Q: What's the difference between AI safety and AI trustworthiness? A: AI safety focuses on preventing harmful outcomes and ensuring systems behave within defined boundaries. Trustworthiness is broader, encompassing safety plus transparency, fairness, reliability, and alignment with human values. A safe system might still be untrustworthy if it's opaque or biased.
Q: Can AI systems ever be completely unbiased? A: Complete elimination of all bias is likely impossible, as even defining "unbiased" involves value judgments. The goal is to identify, measure, and mitigate harmful biases while being transparent about remaining limitations. Trustworthy systems acknowledge their biases rather than claiming perfection.
Q: Why do AI companies talk so much about trustworthiness now? A: Growing AI capabilities have raised legitimate concerns about safety, bias, and misuse. Public awareness of these issues, combined with emerging regulations and market demand for responsible AI, makes trustworthiness a competitive necessity, not just a nice-to-have feature.
Q: How does human oversight make AI more trustworthy? A: Humans provide ethical judgment, handle edge cases, and ensure AI decisions align with values that are difficult to encode directly.

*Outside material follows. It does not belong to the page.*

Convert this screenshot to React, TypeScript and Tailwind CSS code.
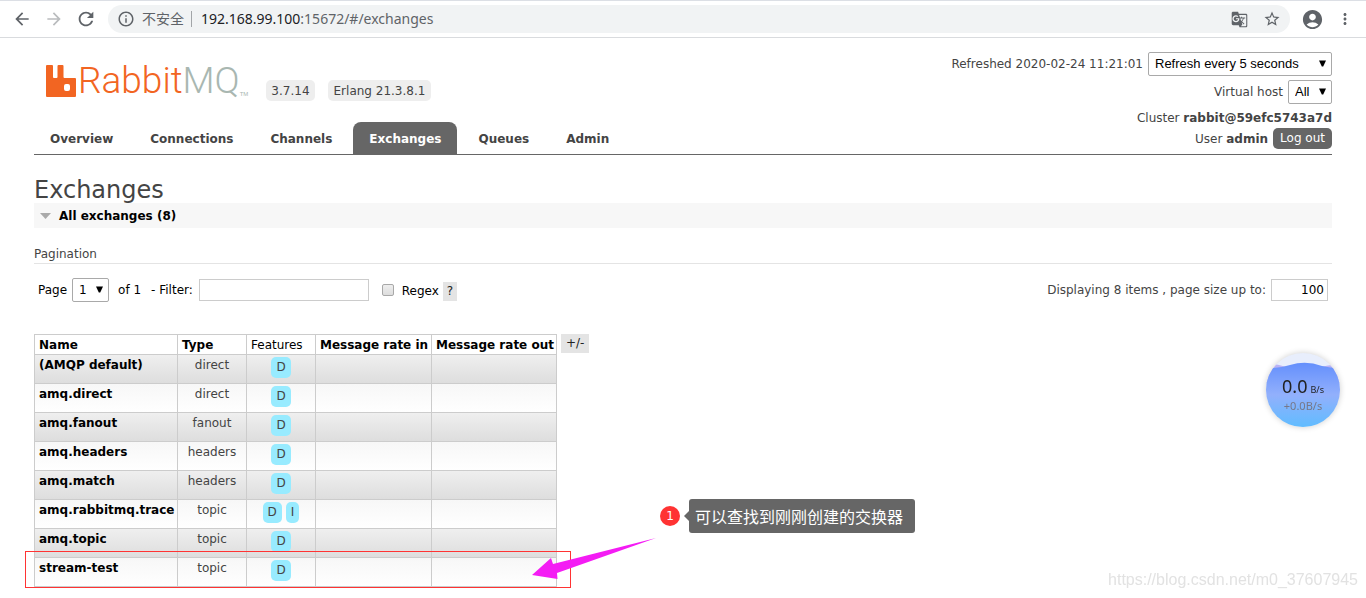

Effective oversight isn't about micromanaging AI but about maintaining meaningful control at critical decision points.
Q: What role does explainability play in AI trust? A: Explainability allows users to understand why AI systems make specific decisions, enabling them to verify reasoning, identify potential biases, and make informed decisions about when to rely on AI outputs. Without explainability, trust becomes blind faith.
Q: How can organizations implement trustworthy AI practices? A: Start with clear principles and governance structures. Implement testing for bias and robustness. Provide transparency about system capabilities and limitations. Maintain human oversight for high-stakes decisions. Regular auditing and user feedback help ensure trustworthiness over time.